Global property investment firm IP Global expects the knee-jerk reactions of 2016 to be behind us; major stock exchanges have long since bounced back following the shocks of the Brexit vote and US presidential election and there’s a strong sense of “business as usual” in the markets. The most recent IMF WEO update mirrors the broad consensus of analysts: all being well, 2017 should be a year of “modest growth”.
Yet global economic and political uncertainty mean that these broad predictions come with a very clear health warning. Further short sharp shocks may manifest in the form of interest rate hikes in the US, elections in some of the EU’s biggest countries, Brexit negotiations, oil prices and currency fluctuations. Locally, the leadership crisis and battle for the ANC presidency, as well as economic stagnation will continue to fuel the search for safe foreign investment options.
“The search for assets which lessen the effect of economic and political risk explains why property – and in particular, residential property – looks set to become even more of a key investment strategy in 2017,” says George Radford, Director: Africa of IP Global.“Property will continue to be a stable asset class and way of diversifying this year.”
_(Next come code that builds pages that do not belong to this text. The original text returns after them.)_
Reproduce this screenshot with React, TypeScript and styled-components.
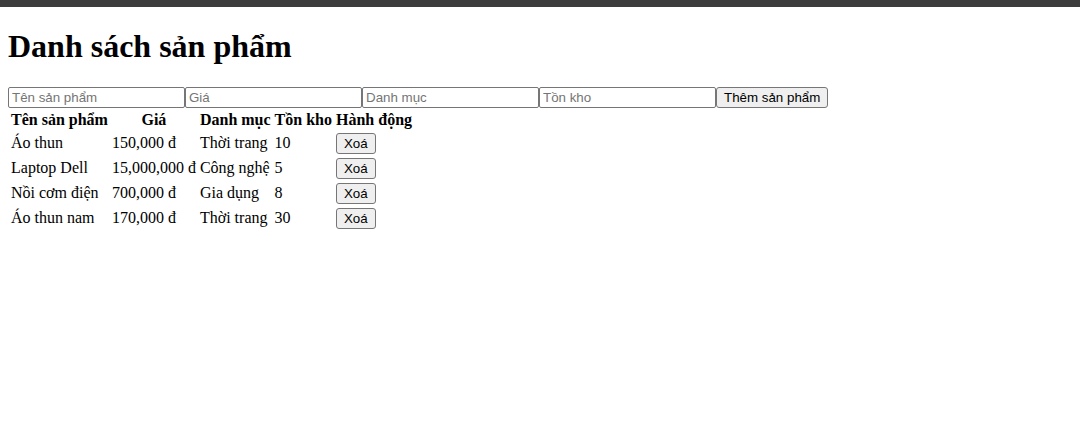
import React from "react";
import styled, { createGlobalStyle } from "styled-components";

const Global = createGlobalStyle`
  html, body { margin: 0; padding: 0; background: #ffffff; }
  body { font-family: "Liberation Serif", "Times New Roman", serif; font-size: 16px; color: #000; }
`;

const TopBar = styled.div`
  height: 7px;
  background: #3c3c3c;
`;

const Page = styled.div`
  padding: 0 8px 8px;
  display: flow-root;
`;

const Title = styled.h1`
  font-size: 32px;
  font-weight: bold;
  margin: 21.44px 0;
  line-height: normal;
`;

const Form = styled.div`
  display: flex;
  align-items: flex-start;
`;

const Field = styled.input`
  box-sizing: border-box;
  width: 177px;
  height: 21px;
  margin: 0;
  padding: 1px 3px;
  border: 1px solid #767676;
  border-radius: 2px;
  font-family: "Liberation Sans", Arial, sans-serif;
  font-size: 13.333px;
  color: #000;
  background: #fff;
  outline: none;
  &::placeholder { color: #757575; }
`;

const Button = styled.button`
  box-sizing: border-box;
  height: 21px;
  margin: 0;
  padding: 1px 7px;
  border: 1px solid #767676;
  border-radius: 3px;
  background: #efefef;
  font-family: "Liberation Sans", Arial, sans-serif;
  font-size: 13.333px;
  color: #000;
  line-height: normal;
  cursor: pointer;
`;

const Table = styled.table`
  border-collapse: separate;
  border-spacing: 2px;
  font-family: "Liberation Serif", "Times New Roman", serif;
  font-size: 16px;
`;

const Th = styled.th`
  padding: 1px;
  font-weight: bold;
  text-align: center;
  white-space: nowrap;
`;

const Td = styled.td`
  padding: 1px;
  text-align: left;
  white-space: nowrap;
  vertical-align: middle;
`;

const products = [
  { name: "Áo thun", price: 150000, category: "Thời trang", stock: 10 },
  { name: "Laptop Dell", price: 15000000, category: "Công nghệ", stock: 5 },
  { name: "Nồi cơm điện", price: 700000, category: "Gia dụng", stock: 8 },
  { name: "Áo thun nam", price: 170000, category: "Thời trang", stock: 30 },
];

const fmt = (n: number) => n.toLocaleString("en-US") + " đ";

export default function App() {
  return (
    <>
      <Global />
      <TopBar />
      <Page>
        <Title>Danh sách sản phẩm</Title>
        <Form>
          <Field placeholder="Tên sản phẩm" />
          <Field placeholder="Giá" />
          <Field placeholder="Danh mục" />
          <Field placeholder="Tồn kho" />
          <Button>Thêm sản phẩm</Button>
        </Form>
        <Table>
          <thead>
            <tr>
              <Th>Tên sản phẩm</Th>
              <Th>Giá</Th>
              <Th>Danh mục</Th>
              <Th>Tồn kho</Th>
              <Th>Hành động</Th>
            </tr>
          </thead>
          <tbody>
            {products.map((p) => (
              <tr key={p.name}>
                <Td>{p.name}</Td>
                <Td>{fmt(p.price)}</Td>
                <Td>{p.category}</Td>
                <Td>{p.stock}</Td>
                <Td>
                  <Button>Xoá</Button>
                </Td>
              </tr>
            ))}
          </tbody>
        </Table>
      </Page>
    </>
  );
}
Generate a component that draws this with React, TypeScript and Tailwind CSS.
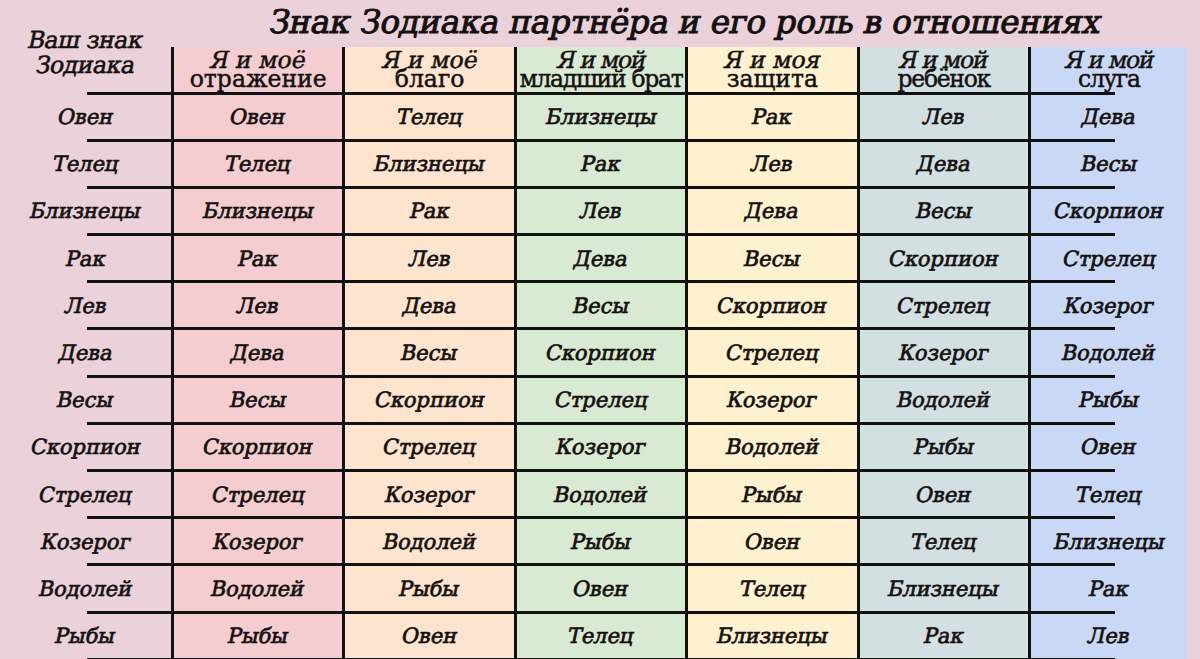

“Property enables investors to mitigate exposure to political and economic risk and volatility in their home market as well as currency fluctuation risk. It enables them to diversity their assets into tangible, physical, long term and value-enhancing investments.”
Radford says IP Global’s clients have indicated that real estate ownership is a long term strategy to absorb the cyclical nature of the market and has a low correlation with other assets classes, and low downside risk.
“Our clients have found their property investments have been more stable and less volatile than their stock investment portfolios, which is increasingly meaningful as risks are, as was discovered in 2016, increasingly difficult to predict and mitigate.”
The steady upward performance of the UK property market over the past decade, despite the financial crisis and subsequent Brexit surprise, shows that property is more stable than traditional, and often more volatile assets such as stocks, bonds or commodities. “Following the global financial crisis, London property dipped less and rebounded more quickly than other asset classes,” Radford says.
“There are also tried-and-tested ‘safe haven’ markets in the UK, US, Australia and Germany that are increasingly attractive”, says Radford. “They are mature, safe markets where the fundamentals (supply-side shortages, population growth and the desire to be part of an ‘urban hub’) offer attractive yields and long-term capital growth.”
IP Global’s policy is to target current unknown pockets of value in high-potential new and existing markets. During 2017 its focus will be on:
• Greater London, Birmingham, Manchester and Liverpool in the UK, as it expects to take advantage of regeneration, transport upgrades and relative affordability.
• Melbourne and Sydney in Australia – due to strong population growth in each area and under supply.
• Chicago in the US, as it is undervalued, and a booming tech and financial hub. Donald Trump could adopt a protectionist stance which could make things tricky for foreign investors, Radford warns, but possible changes to lending restrictions could boost the market. Realistically demand in Chicago’s market is locally-driven, which we don’t expect to be impacted by any of President Trump’s policies.
• Berlin in Germany, the largest recipient of venture capital in Europe and where 400 000 new residents are expected by 2030.
“While we expect to see continued knee-jerk reactions to uncertainty and shocks, possibly related to Brexit and the Trump presidency, we believe short term uncertainty can, in fact, create opportunities for property investment – such as the foreign exchange opportunity – and new waves of capital flows.”
Radford says the knee-jerk reactions of 2016 appear to be behind us. “Stock exchanges have bounced back following the shocks of the Brexit vote and US presidential election and there’s a strong sense of “business as usual” in the markets. Modest growth is expected in most major markets”.
While the events of 2016 resulted in investors sitting on the fence, IP Global expects investors to regain their confidence in 2017 (which we have already witnessed in the opening weeks of the year with increased level of investor activity), but not to the extent that they will take too many risks. This will underpin investment in property in relatively safe and mature markets, boosting investment value in this asset class.